If we imagine a creature which surveys, knows and understands everything, then the question whether we exist after death would for that creature probably have no meaning, because outside of our present temporal, individual state of being, existence and cessation would no longer signify anything, but would be concepts indistinguishable from one another; so that neither the concept of destruction nor that of continued existence could be applied to our intrinsic and essential being, the thing in itself, of which we are the phenomenal appearance, since these concepts are borrowed from the realm of time, which is merely the form of phenomena. On the other hand, we can imagine the indestructibility of this kernel of our phenomenal appearance only as its continued existence, and indeed intrinsically only according to the scheme of the material world, as which it remains, with all its changes of form, firmly lodged in time. If, now, this kernel is denied its continued existence, we regard our temporal end as an annihilation, according to the scheme of the form, which disappears when the material which bears it is withdrawn. Both ideas are, however, a transference of the forms of the phenomenal world on to the thing in itself. But of an indestructibility which is not a continued existence we can hardly construct even an abstract conception, because we lack every intuition for doing so.
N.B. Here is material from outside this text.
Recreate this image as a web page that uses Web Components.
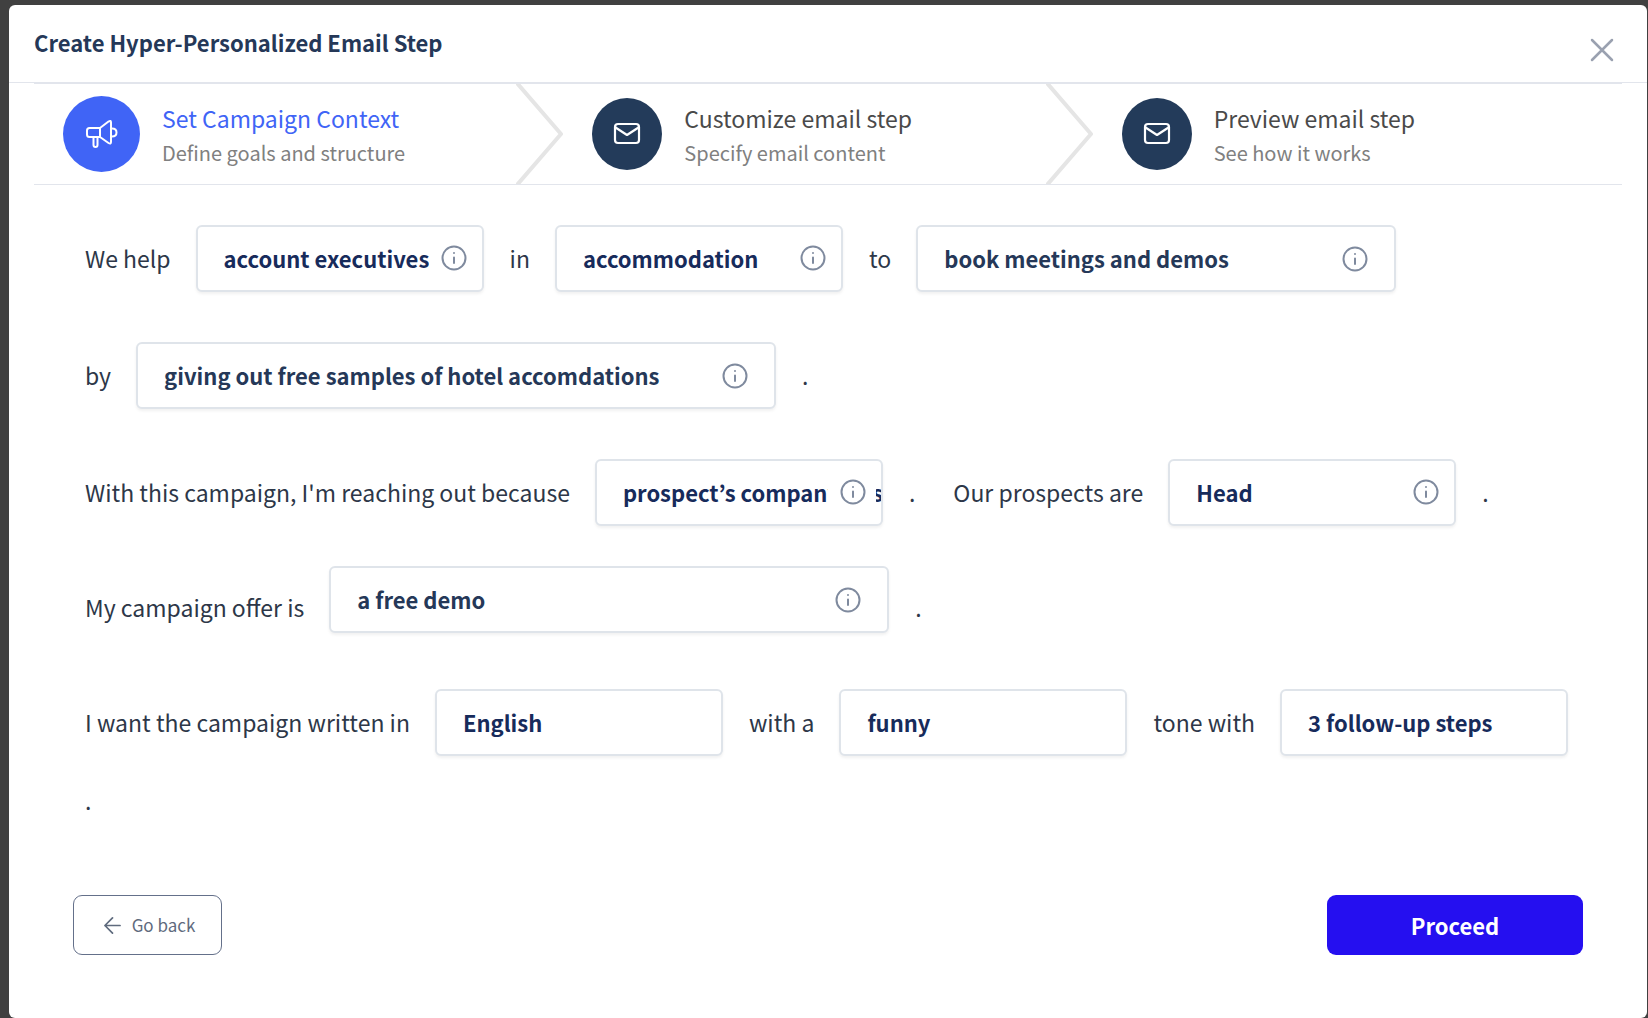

In truth, however, the continual coming into existence of new beings and the annihilation of already existing ones is to be regarded as an illusion produced by a contrivance of two lenses (brain-functions) through which alone we can see anything at all: they are called space and time, and in their interpenetration causality. For everything we perceive under these conditions is merely phenomenon; we do not know what things are like in themselves, i.e. independently of our perception of them. This is the actual kernel of the Kantian philosophy.

4

 

How can one believe that when a human being dies a thing in itself has come to nothing? Mankind knows, directly and intuitively, that when this happens it is only a phenomenon coming to an end in time, the form of all phenomena, without the thing in itself being affected thereby.